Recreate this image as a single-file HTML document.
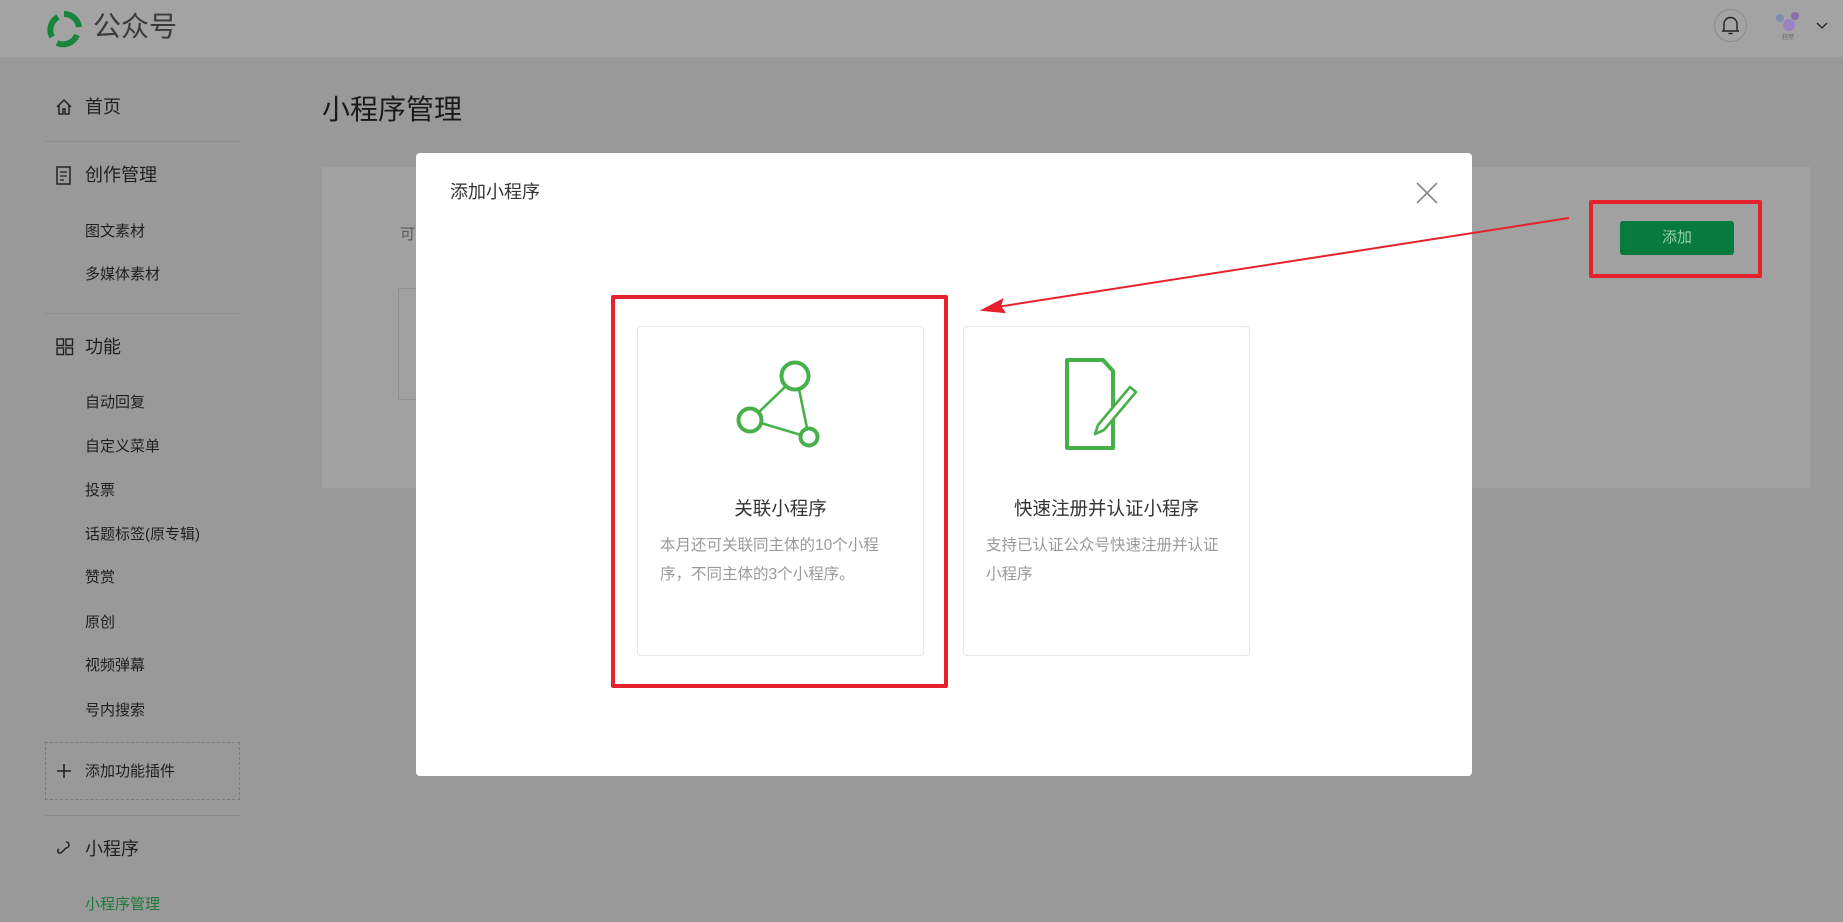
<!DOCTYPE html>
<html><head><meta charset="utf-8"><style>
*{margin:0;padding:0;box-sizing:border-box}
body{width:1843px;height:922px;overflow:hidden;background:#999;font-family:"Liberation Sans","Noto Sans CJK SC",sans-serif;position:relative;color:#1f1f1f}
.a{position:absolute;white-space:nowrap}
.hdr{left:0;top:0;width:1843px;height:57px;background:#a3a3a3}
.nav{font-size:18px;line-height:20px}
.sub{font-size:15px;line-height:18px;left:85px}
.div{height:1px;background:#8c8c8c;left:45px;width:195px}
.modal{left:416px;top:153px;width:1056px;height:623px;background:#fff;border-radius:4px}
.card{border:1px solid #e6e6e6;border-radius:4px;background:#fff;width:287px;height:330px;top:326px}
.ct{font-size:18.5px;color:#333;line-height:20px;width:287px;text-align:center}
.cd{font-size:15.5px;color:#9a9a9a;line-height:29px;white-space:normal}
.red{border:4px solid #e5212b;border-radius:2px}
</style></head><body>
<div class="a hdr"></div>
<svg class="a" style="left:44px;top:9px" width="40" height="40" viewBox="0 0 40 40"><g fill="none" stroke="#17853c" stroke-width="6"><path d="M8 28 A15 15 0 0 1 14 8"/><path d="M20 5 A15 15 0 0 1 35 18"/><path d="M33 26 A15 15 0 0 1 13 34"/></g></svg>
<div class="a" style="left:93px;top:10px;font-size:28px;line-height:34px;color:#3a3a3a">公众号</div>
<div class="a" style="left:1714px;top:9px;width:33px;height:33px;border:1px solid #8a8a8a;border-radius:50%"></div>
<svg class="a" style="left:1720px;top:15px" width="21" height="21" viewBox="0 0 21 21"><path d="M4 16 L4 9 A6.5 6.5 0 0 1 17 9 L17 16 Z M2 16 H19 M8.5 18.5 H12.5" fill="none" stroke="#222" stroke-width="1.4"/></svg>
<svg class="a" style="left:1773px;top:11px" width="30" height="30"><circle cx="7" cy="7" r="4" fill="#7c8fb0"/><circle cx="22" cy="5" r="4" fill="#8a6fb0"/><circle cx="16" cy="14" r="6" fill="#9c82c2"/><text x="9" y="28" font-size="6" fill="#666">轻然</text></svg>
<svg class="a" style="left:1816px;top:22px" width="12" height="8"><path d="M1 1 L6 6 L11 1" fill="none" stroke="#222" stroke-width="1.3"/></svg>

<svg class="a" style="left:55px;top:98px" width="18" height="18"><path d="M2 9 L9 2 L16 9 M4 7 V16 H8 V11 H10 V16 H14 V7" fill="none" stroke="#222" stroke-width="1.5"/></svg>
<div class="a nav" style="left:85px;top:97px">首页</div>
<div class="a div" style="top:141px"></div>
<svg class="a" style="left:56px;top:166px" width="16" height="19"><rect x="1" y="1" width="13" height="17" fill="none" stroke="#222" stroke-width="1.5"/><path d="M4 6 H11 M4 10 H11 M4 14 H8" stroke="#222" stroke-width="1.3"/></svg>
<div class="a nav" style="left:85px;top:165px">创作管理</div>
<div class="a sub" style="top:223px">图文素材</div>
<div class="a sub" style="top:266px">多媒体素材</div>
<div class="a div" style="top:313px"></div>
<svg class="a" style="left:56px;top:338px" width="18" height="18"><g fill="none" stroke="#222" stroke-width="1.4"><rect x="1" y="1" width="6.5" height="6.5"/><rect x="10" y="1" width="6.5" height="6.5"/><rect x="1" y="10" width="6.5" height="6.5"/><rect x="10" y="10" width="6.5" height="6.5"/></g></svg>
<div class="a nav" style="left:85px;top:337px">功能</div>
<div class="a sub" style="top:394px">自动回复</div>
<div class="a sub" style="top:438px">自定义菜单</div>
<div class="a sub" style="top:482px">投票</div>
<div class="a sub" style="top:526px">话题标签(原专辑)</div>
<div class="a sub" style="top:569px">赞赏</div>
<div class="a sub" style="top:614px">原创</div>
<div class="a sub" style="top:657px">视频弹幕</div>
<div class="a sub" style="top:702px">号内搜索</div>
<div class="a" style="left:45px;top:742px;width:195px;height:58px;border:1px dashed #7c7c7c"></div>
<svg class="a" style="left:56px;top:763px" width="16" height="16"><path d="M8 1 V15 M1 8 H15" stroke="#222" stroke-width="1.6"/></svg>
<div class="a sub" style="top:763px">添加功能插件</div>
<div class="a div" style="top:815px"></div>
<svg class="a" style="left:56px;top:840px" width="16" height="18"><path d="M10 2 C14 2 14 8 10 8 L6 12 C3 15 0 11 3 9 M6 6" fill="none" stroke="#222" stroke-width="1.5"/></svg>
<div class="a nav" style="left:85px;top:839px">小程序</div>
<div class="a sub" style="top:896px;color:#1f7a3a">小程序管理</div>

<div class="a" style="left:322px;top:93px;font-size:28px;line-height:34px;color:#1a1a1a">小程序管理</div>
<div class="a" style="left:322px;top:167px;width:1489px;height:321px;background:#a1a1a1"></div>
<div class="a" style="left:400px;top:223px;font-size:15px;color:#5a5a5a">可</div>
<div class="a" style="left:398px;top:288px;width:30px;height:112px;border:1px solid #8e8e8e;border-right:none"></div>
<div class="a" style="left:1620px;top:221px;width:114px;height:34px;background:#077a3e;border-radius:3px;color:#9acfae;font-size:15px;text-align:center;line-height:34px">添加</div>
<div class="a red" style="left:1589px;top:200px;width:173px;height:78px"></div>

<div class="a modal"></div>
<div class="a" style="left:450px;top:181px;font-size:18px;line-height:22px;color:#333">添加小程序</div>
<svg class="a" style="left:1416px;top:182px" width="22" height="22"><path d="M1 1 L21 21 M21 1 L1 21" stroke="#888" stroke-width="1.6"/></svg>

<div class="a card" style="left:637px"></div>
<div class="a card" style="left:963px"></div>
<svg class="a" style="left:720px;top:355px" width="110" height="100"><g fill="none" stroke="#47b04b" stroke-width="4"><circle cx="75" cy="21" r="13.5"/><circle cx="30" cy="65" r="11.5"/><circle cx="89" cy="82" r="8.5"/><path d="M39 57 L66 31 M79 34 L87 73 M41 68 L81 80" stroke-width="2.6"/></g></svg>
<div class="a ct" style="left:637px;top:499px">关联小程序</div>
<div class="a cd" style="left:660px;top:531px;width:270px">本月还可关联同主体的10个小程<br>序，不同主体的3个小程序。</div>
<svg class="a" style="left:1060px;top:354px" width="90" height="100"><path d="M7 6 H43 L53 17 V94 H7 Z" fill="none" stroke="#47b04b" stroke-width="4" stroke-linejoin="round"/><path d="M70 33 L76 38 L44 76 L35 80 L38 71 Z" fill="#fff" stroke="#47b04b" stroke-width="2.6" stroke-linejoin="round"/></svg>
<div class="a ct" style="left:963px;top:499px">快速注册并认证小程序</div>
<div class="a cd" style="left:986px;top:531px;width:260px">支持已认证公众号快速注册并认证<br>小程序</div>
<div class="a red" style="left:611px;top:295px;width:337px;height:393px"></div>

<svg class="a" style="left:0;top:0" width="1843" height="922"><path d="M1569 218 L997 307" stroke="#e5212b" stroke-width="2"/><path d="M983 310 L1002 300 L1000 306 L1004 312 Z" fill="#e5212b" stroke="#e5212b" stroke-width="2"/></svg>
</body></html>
====
The data above needs to be retyped exactly, with the images left out.

§ **Exercise answer**:
Recreate this image as a single-file HTML document.
<!DOCTYPE html>
<html><head><meta charset="utf-8"><style>
*{margin:0;padding:0;box-sizing:border-box}
body{width:1843px;height:922px;overflow:hidden;background:#999;font-family:"Liberation Sans","Noto Sans CJK SC",sans-serif;position:relative;color:#1f1f1f}
.a{position:absolute;white-space:nowrap}
.hdr{left:0;top:0;width:1843px;height:57px;background:#a3a3a3}
.nav{font-size:18px;line-height:20px}
.sub{font-size:15px;line-height:18px;left:85px}
.div{height:1px;background:#8c8c8c;left:45px;width:195px}
.modal{left:416px;top:153px;width:1056px;height:623px;background:#fff;border-radius:4px}
.card{border:1px solid #e6e6e6;border-radius:4px;background:#fff;width:287px;height:330px;top:326px}
.ct{font-size:18.5px;color:#333;line-height:20px;width:287px;text-align:center}
.cd{font-size:15.5px;color:#9a9a9a;line-height:29px;white-space:normal}
.red{border:4px solid #e5212b;border-radius:2px}
</style></head><body>
<div class="a hdr"></div>
<svg class="a" style="left:44px;top:9px" width="40" height="40" viewBox="0 0 40 40"><g fill="none" stroke="#17853c" stroke-width="6"><path d="M8 28 A15 15 0 0 1 14 8"/><path d="M20 5 A15 15 0 0 1 35 18"/><path d="M33 26 A15 15 0 0 1 13 34"/></g></svg>
<div class="a" style="left:93px;top:10px;font-size:28px;line-height:34px;color:#3a3a3a">公众号</div>
<div class="a" style="left:1714px;top:9px;width:33px;height:33px;border:1px solid #8a8a8a;border-radius:50%"></div>
<svg class="a" style="left:1720px;top:15px" width="21" height="21" viewBox="0 0 21 21"><path d="M4 16 L4 9 A6.5 6.5 0 0 1 17 9 L17 16 Z M2 16 H19 M8.5 18.5 H12.5" fill="none" stroke="#222" stroke-width="1.4"/></svg>
<svg class="a" style="left:1773px;top:11px" width="30" height="30"><circle cx="7" cy="7" r="4" fill="#7c8fb0"/><circle cx="22" cy="5" r="4" fill="#8a6fb0"/><circle cx="16" cy="14" r="6" fill="#9c82c2"/><text x="9" y="28" font-size="6" fill="#666">轻然</text></svg>
<svg class="a" style="left:1816px;top:22px" width="12" height="8"><path d="M1 1 L6 6 L11 1" fill="none" stroke="#222" stroke-width="1.3"/></svg>

<svg class="a" style="left:55px;top:98px" width="18" height="18"><path d="M2 9 L9 2 L16 9 M4 7 V16 H8 V11 H10 V16 H14 V7" fill="none" stroke="#222" stroke-width="1.5"/></svg>
<div class="a nav" style="left:85px;top:97px">首页</div>
<div class="a div" style="top:141px"></div>
<svg class="a" style="left:56px;top:166px" width="16" height="19"><rect x="1" y="1" width="13" height="17" fill="none" stroke="#222" stroke-width="1.5"/><path d="M4 6 H11 M4 10 H11 M4 14 H8" stroke="#222" stroke-width="1.3"/></svg>
<div class="a nav" style="left:85px;top:165px">创作管理</div>
<div class="a sub" style="top:223px">图文素材</div>
<div class="a sub" style="top:266px">多媒体素材</div>
<div class="a div" style="top:313px"></div>
<svg class="a" style="left:56px;top:338px" width="18" height="18"><g fill="none" stroke="#222" stroke-width="1.4"><rect x="1" y="1" width="6.5" height="6.5"/><rect x="10" y="1" width="6.5" height="6.5"/><rect x="1" y="10" width="6.5" height="6.5"/><rect x="10" y="10" width="6.5" height="6.5"/></g></svg>
<div class="a nav" style="left:85px;top:337px">功能</div>
<div class="a sub" style="top:394px">自动回复</div>
<div class="a sub" style="top:438px">自定义菜单</div>
<div class="a sub" style="top:482px">投票</div>
<div class="a sub" style="top:526px">话题标签(原专辑)</div>
<div class="a sub" style="top:569px">赞赏</div>
<div class="a sub" style="top:614px">原创</div>
<div class="a sub" style="top:657px">视频弹幕</div>
<div class="a sub" style="top:702px">号内搜索</div>
<div class="a" style="left:45px;top:742px;width:195px;height:58px;border:1px dashed #7c7c7c"></div>
<svg class="a" style="left:56px;top:763px" width="16" height="16"><path d="M8 1 V15 M1 8 H15" stroke="#222" stroke-width="1.6"/></svg>
<div class="a sub" style="top:763px">添加功能插件</div>
<div class="a div" style="top:815px"></div>
<svg class="a" style="left:56px;top:840px" width="16" height="18"><path d="M10 2 C14 2 14 8 10 8 L6 12 C3 15 0 11 3 9 M6 6" fill="none" stroke="#222" stroke-width="1.5"/></svg>
<div class="a nav" style="left:85px;top:839px">小程序</div>
<div class="a sub" style="top:896px;color:#1f7a3a">小程序管理</div>

<div class="a" style="left:322px;top:93px;font-size:28px;line-height:34px;color:#1a1a1a">小程序管理</div>
<div class="a" style="left:322px;top:167px;width:1489px;height:321px;background:#a1a1a1"></div>
<div class="a" style="left:400px;top:223px;font-size:15px;color:#5a5a5a">可</div>
<div class="a" style="left:398px;top:288px;width:30px;height:112px;border:1px solid #8e8e8e;border-right:none"></div>
<div class="a" style="left:1620px;top:221px;width:114px;height:34px;background:#077a3e;border-radius:3px;color:#9acfae;font-size:15px;text-align:center;line-height:34px">添加</div>
<div class="a red" style="left:1589px;top:200px;width:173px;height:78px"></div>

<div class="a modal"></div>
<div class="a" style="left:450px;top:181px;font-size:18px;line-height:22px;color:#333">添加小程序</div>
<svg class="a" style="left:1416px;top:182px" width="22" height="22"><path d="M1 1 L21 21 M21 1 L1 21" stroke="#888" stroke-width="1.6"/></svg>

<div class="a card" style="left:637px"></div>
<div class="a card" style="left:963px"></div>
<svg class="a" style="left:720px;top:355px" width="110" height="100"><g fill="none" stroke="#47b04b" stroke-width="4"><circle cx="75" cy="21" r="13.5"/><circle cx="30" cy="65" r="11.5"/><circle cx="89" cy="82" r="8.5"/><path d="M39 57 L66 31 M79 34 L87 73 M41 68 L81 80" stroke-width="2.6"/></g></svg>
<div class="a ct" style="left:637px;top:499px">关联小程序</div>
<div class="a cd" style="left:660px;top:531px;width:270px">本月还可关联同主体的10个小程<br>序，不同主体的3个小程序。</div>
<svg class="a" style="left:1060px;top:354px" width="90" height="100"><path d="M7 6 H43 L53 17 V94 H7 Z" fill="none" stroke="#47b04b" stroke-width="4" stroke-linejoin="round"/><path d="M70 33 L76 38 L44 76 L35 80 L38 71 Z" fill="#fff" stroke="#47b04b" stroke-width="2.6" stroke-linejoin="round"/></svg>
<div class="a ct" style="left:963px;top:499px">快速注册并认证小程序</div>
<div class="a cd" style="left:986px;top:531px;width:260px">支持已认证公众号快速注册并认证<br>小程序</div>
<div class="a red" style="left:611px;top:295px;width:337px;height:393px"></div>

<svg class="a" style="left:0;top:0" width="1843" height="922"><path d="M1569 218 L997 307" stroke="#e5212b" stroke-width="2"/><path d="M983 310 L1002 300 L1000 306 L1004 312 Z" fill="#e5212b" stroke="#e5212b" stroke-width="2"/></svg>
</body></html>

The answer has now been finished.